Akhirnya dalam mempersiapkan diri, oleh Yudhistira, Arjuna disuruh bertapa di gunung Indrakila. Dalam perjalanannya sang Arjuna singgah di pertapaan Bagawan Mahayani di dalam hutan Wanawati. Ketika laju perjalanannya Arjuna bertemulah dengan Dewi Sri (wahyu istana Indraprastha) yang pergi meninggalkan istana karena raja Yudhistira telah berbuat kurang pantas. Ia sanggup kembali ke istana asal dipelihara. Maka gaiblah wahyu Dewi Sri.

Arjuna juga bertemu dengan Kamajaya dan diberi wejangan-wejangan berharga dan diberi peringatan bahwa akan datang mara bahaya yang dibawa oleh seorang raksasa bernama Nalamala yang berkepala 3, yaitu sebuah kepala gajah, sebuah kepala raksasa dan yang ketiga kepala garuda.
Setelah diperingatkan oleh Kamajaya, tidak lama kemudian Arjuna diserang oleh Nalamala. Tetapi hanya dengan bersemedi sang Arjuna nampak berbadan Batara. Nalamada takut dan pergilah dengan ancaman suatu saat nanti akan ketemu berperang lagi, pada jaman Kaliyuga.

Dalam perjalanan selanjutnya Arjuna bertemu dengan sang kakek Maharsi Wiyasa. Diberi petunjuk dan wejangan tentang perilaku hidup dan kehidupan bagi seorang satria bangbangan (bambangan). Usai diberi wejangan, di antar ke Indrakila dan bertapalah.

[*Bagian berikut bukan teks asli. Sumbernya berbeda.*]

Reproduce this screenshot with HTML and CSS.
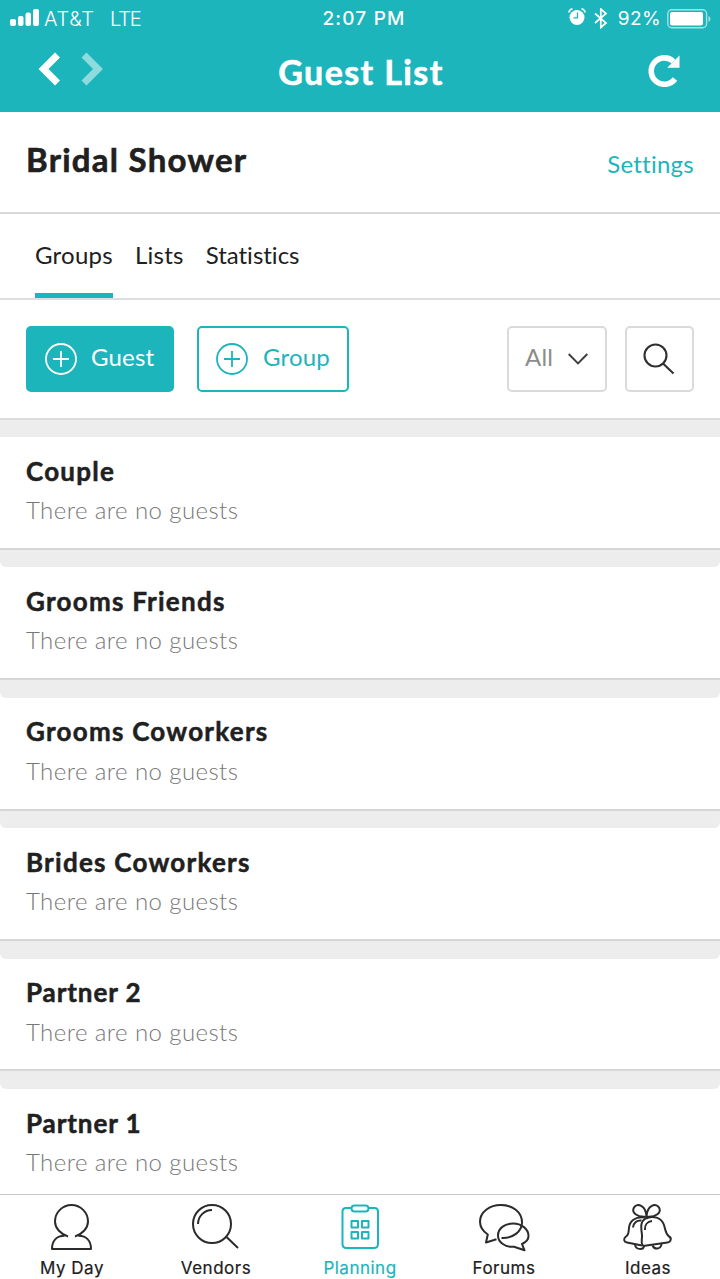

Prof. Dr. R.M.Ng. Purbocaroko dalam Kepustakaan Jawanya, menjelaskan bahwa Kitab Parthayadnya tidak mengandung lakon. Hanya menceritakan perjalanan Raden Arjuna untuk menuju bertapa ke Indrakila yang dalam perjalanannya mendapatkan ajaran dan ilmu bermacam-macam. Penulis buku Parthayadnya juga tidak jelas, namun hal ini disejajarkan dengan kitab Sutasoma.
Demikian beberapa buku (tulisan/sastra) yang diambil dari buku yang bertembang dan sastra prosa. Tentu masih banyak bacaan-bacaan lain yang berhubungan dengan sastra lakon.